A secondary underfill is a reinforcement material that retains and improves the reliability of component to circuit board interconnects. The material, which is a liquid resin, enters between a board and semiconductor package, is dispensed around the package, flows into the space between the package and the circuit board via capillary action. After curing, the material hardens into an insoluble and non-melting material.

[2] Glass transition temperature (Tg)

Glass transition is a transition phenomenon in which a material such as a polymer, when heated, changes from a hard glassy state into a soft rubbery state. The temperature at which the glass transition occurs is called the glass transition temperature.

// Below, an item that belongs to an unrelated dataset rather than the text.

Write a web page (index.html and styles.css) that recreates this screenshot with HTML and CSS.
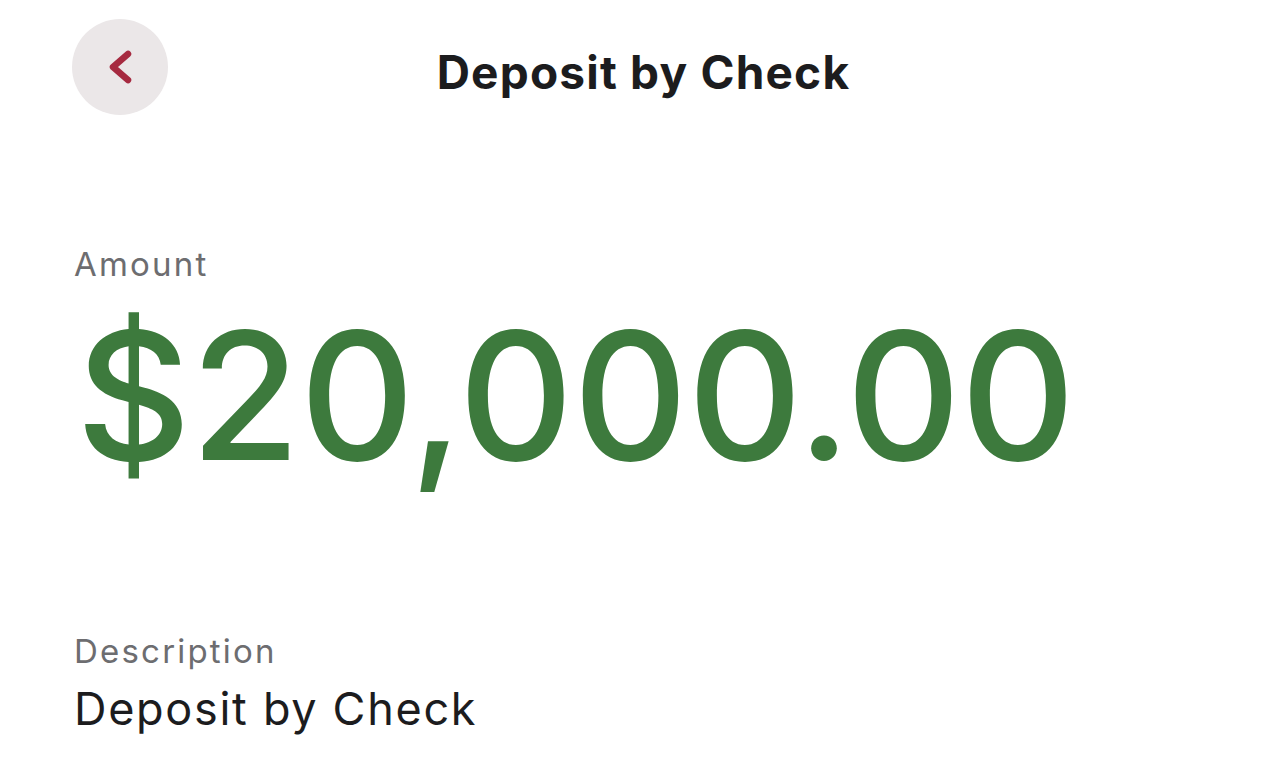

[3] Coefficient of thermal expansion (CTE)

The CTE is a ratio that describes the increase in length, at constant pressure, of a material per unit temperature within a temperature change. It is an important characteristic that affects mounting reliability.

[4] Solder balls

Solder is an alloy used to solder (join) metals such as electronic parts. Solder is used to anchor a semiconductor package or electronic part to a printed circuit board, at the same time keeping the terminals of each component electrically connected so that electrical signals can be exchanged between them. A solder ball is a spherical solder droplet pre-attached to the package for attachment of a single-side-sealed package, such as a ball grid array (BGA).